We hear the term “post-Christian” a lot these days. I would prefer to use the term post- Christendom. It’s not Christianity that’s behind us, but Christendom. I offer three observations about our post-Christendom world.[1]

Genuine Apostasy

First, our post-Christendom world is genuinely apostate. Notice that I didn’t just say that a mass of individuals is apostate. I said our civilization is apostate. This is historically unprecedented. It’s true that civilizations have turned away from God. The Old Testament and the rest of human history are filled with examples of this apostasy. What we have not had examples of is Christian civilization that has entirely turned its back on Christianity. Christendom was established from about the 5th century in the West. It survived until approximately the 18th century, the 19th century in England the United States. It has gradually diminished and is now gone. In other words, we have gone from pre-Christendom, through Christendom, to today’s post-Christendom. We are living in historically unprecedented times.

Lack of Precedent

Second, this means that we lack precise historical precedents for addressing our civilizational apostasy. Some might suggest that we go back and act as the early apostles and prophets did. This approach is both understandable and mistaken. We must always base our actions on the inspired words of the biblical prophets and apostles, but we don’t live in their historical situation. They were living in a pre-Christendom world, not a post-Christendom world. We must adopt their truth, but we need not — and should not — adopt their strategies. We must think very hard about how to re-Christendom (notice I did not say re-Christianize) the world.

The Artifacts That Survive 

Third, and finally, because the influence, though not the reality, of Christendom survives, we still enjoy some of the structures of Christendom. They’re usually not evident to us as such. Think only of marriage. Today we’re fighting the redefinition of marriage, and it’s easy to get discouraged at our cultural and legal losses. But let’s remember that it is marriage we are fighting for, and marriage is a divine ordinance. We’re not fighting to establish a divine ordinance; it’s been established from creation. We’re fighting to revive an ordinance that our world simply cannot live without, one woven into its very cosmology. This fact puts our task in a more optimistic light. We can’t ultimately lose the battle for marriage simply because marriage is a divine ordinance woven into the very cosmos itself. We cannot lose the cosmos. Therefore, we cannot lose marriage.

Dr. Peter Jones has ceaselessly reminded us that our culture is shifting from secularism to paganism.[2] We call it neo-paganism, because it’s not precisely the paganism of old. It’s a paganism self-consciously rejecting Christian truth. It’s the paganism abandoning Christendom. It’s post-Christendom paganism. Unbelievers could never simply restore the pagan world. They can only hope to restore a world in which paganism must always look back on Christendom. This means that neo-paganism must always account for, and react against, Christendom.[3]

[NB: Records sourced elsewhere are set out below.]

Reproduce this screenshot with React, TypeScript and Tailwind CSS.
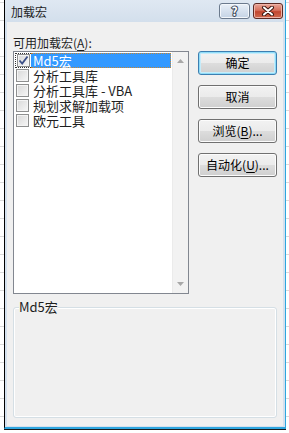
const addins = [
  { label: "Md5宏", checked: true },
  { label: "分析工具库", checked: false },
  { label: "分析工具库 - VBA", checked: false },
  { label: "规划求解加载项", checked: false },
  { label: "欧元工具", checked: false },
];

function CheckBox({ checked }: { checked: boolean }) {
  return (
    <div className="flex h-[13px] w-[13px] items-center justify-center border border-[#8e8f8f] bg-gradient-to-br from-[#d8d8d8] to-[#f7f7f7] shadow-[inset_0_0_0_1px_#f4f4f4]">
      {checked && (
        <svg width="11" height="11" viewBox="0 0 11 11">
          <path d="M1.5 5.5 L4.2 8.6 L9.5 1.5" fill="none" stroke="#3c4f86" strokeWidth="1.8" />
        </svg>
      )}
    </div>
  );
}

function DialogButton({ children, isDefault = false }: { children: React.ReactNode; isDefault?: boolean }) {
  return (
    <button
      type="button"
      className={`flex h-[24px] w-full items-center justify-center rounded-[3px] border bg-[linear-gradient(to_bottom,#f2f2f2_0%,#ebebeb_50%,#dddddd_50%,#cfcfcf_100%)] text-[12px] leading-none text-black ${
        isDefault
          ? "border-[#3c7fb1] shadow-[inset_0_0_0_1px_#8fdcf8,inset_0_0_0_2px_#c6ecfa]"
          : "border-[#707070] shadow-[inset_0_0_0_1px_#fcfcfc]"
      }`}
    >
      {children}
    </button>
  );
}

export default function App() {
  return (
    <div className="h-[433px] w-[289px] overflow-hidden bg-white bg-[repeating-linear-gradient(to_bottom,transparent_0px,transparent_2px,#dadada_2px,#dadada_3px,transparent_3px,transparent_18px)] font-['Noto_Sans_CJK_SC',sans-serif] text-[#1e1e1e]">
      <div className="ml-[4px] flex h-[429px] w-[282px] flex-col border-b-2 border-l border-r border-b-[#2ea6df] border-l-black border-r-[#2ea6df] bg-[#d4e1ee] shadow-[0_1px_0_#1a1a1a]">
        {/* Title bar */}
        <div className="flex h-[22px] shrink-0 items-start justify-between bg-gradient-to-b from-[#dfe8f2] to-[#d3dfec] pl-[6px] pr-[2px]">
          <span className="mt-[4px] text-[12px] leading-[16px]">加载宏</span>
          <div className="mt-[3px] flex gap-[3px]">
            <div className="flex h-[16px] w-[31px] items-center justify-center rounded-[3px] border border-[#6b7a8d] bg-gradient-to-b from-[#e9f0f8] to-[#c4d3e5] shadow-[inset_0_0_0_1px_#f3f7fb]">
              <span className="text-[12px] font-bold leading-none text-white [-webkit-text-stroke:2px_#3d4a5c] [paint-order:stroke_fill]">?</span>
            </div>
            <div className="flex h-[16px] w-[30px] items-center justify-center rounded-[3px] border border-[#5c2a24] bg-[linear-gradient(to_bottom,#e9a698_0%,#d6705c_45%,#c1462f_55%,#cf6a4f_100%)] shadow-[inset_0_0_0_1px_#eeb4a8]">
              <svg width="14" height="10" viewBox="0 0 14 10">
                <path d="M3 1.5 L11 8.5 M11 1.5 L3 8.5" stroke="#3b1812" strokeWidth="4" strokeLinecap="round" />
                <path d="M3 1.5 L11 8.5 M11 1.5 L3 8.5" stroke="#ffffff" strokeWidth="2" strokeLinecap="round" />
              </svg>
            </div>
          </div>
        </div>

        {/* Frame + client area */}
        <div className="flex flex-1 flex-col px-[2px] pb-[1px]">
          <div className="flex flex-1 flex-col bg-[#f0f0f0] px-[6px] pt-[12px]">
            <div className="h-[17px] text-[12px] leading-[17px]">
              可用加载宏(<span className="underline underline-offset-2">A</span>):
            </div>

            <div className="flex gap-[9px]">
              {/* List box */}
              <div className="flex h-[243px] w-[176px] border border-[#828790] bg-white">
                <div className="flex-1 pl-[1px] pt-[1px]">
                  {addins.map((item, i) => {
                    const selected = i === 0;
                    return (
                      <div key={item.label} className="flex h-[15px] items-stretch">
                        <div
                          className={`flex w-[16px] items-center pl-[1px] ${
                            selected ? "border-y border-l border-dotted border-[#333]" : ""
                          }`}
                        >
                          <CheckBox checked={item.checked} />
                        </div>
                        <div
                          className={`flex items-center pl-[2px] text-[13px] leading-[13px] ${
                            selected
                              ? "w-[140px] border-y border-r border-dotted border-[#c9852f] bg-[#3399ff] text-white"
                              : ""
                          }`}
                        >
                          {item.label}
                        </div>
                      </div>
                    );
                  })}
                </div>
                {/* Scrollbar */}
                <div className="flex w-[16px] flex-col items-center justify-between border-l border-[#ebebeb] bg-[#f2f2f2] py-[7px]">
                  <svg width="7" height="4" viewBox="0 0 7 4">
                    <path d="M0 4 L3.5 0 L7 4 Z" fill="#a8a8a8" />
                  </svg>
                  <svg width="7" height="4" viewBox="0 0 7 4">
                    <path d="M0 0 L3.5 4 L7 0 Z" fill="#a8a8a8" />
                  </svg>
                </div>
              </div>

              {/* Buttons */}
              <div className="flex w-[79px] flex-col gap-[10px]">
                <DialogButton isDefault>确定</DialogButton>
                <DialogButton>取消</DialogButton>
                <DialogButton>
                  浏览(<span className="underline underline-offset-2">B</span>)...
                </DialogButton>
                <DialogButton>
                  自动化(<span className="underline underline-offset-2">U</span>)...
                </DialogButton>
              </div>
            </div>

            {/* Group box */}
            <fieldset className="mt-[6px] h-[118px] rounded-[3px] border border-[#d5dfe5] px-[5px] shadow-[inset_0_0_0_1px_#ffffff]">
              <legend className="bg-[#f0f0f0] text-[13px] leading-[14px]">Md5宏</legend>
            </fieldset>
          </div>
        </div>
      </div>
    </div>
  );
}
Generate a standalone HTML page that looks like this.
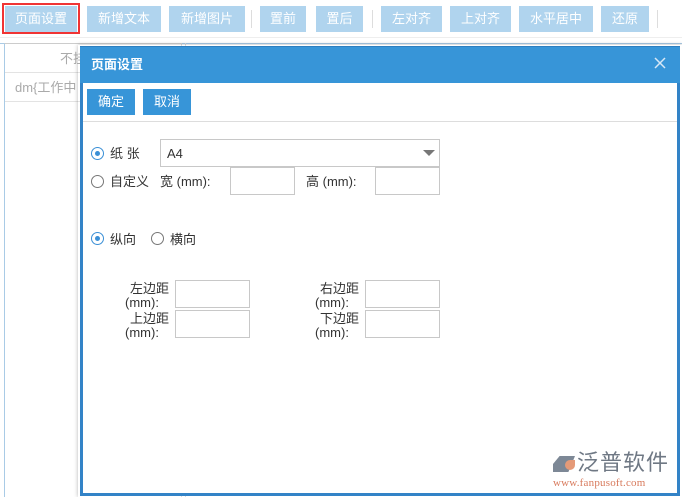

Think about it this way. The apostles were offering a message sharply contrasting with the message of the ancient pagan world, but we are offering even more. We’re not just offering the contrasting Christian message (the gospel), which is the foundation. We’re offering the contrasting Christian world, civilization, and culture. We’re offering a Christian message to a world that was once Christianized. We’re introducing not just Christianity. We are reintroducing Christendom.

Conclusion

Our civilization was structured by the Christian Faith and the Bible. As much as secularists and neo-pagans may deplore it, they can’t simply unmake it. They hate Christianity so violently not just because they hate its message and claims and demands. They hate it because they know that it creates an entire world that they hate.

Our job, by the power of the Holy Spirit, is to rekindle, recover, and remake that world.


[1] Massey H. Shepherd, “Before and After Constantine,” in The Impact of the Church upon its Culture, Jerald C. Brauer, ed. (Chicago and London: University of Chicago Press, 1968), 17–38.
[2] Peter Jones, One or Two, Seeing a World of Difference (Escondido, California: Main Entry, 2010).
[3] Clinton Williamson, Jr., “Self, Secularism, and Suicide,” Chronicles, June 2016, 9.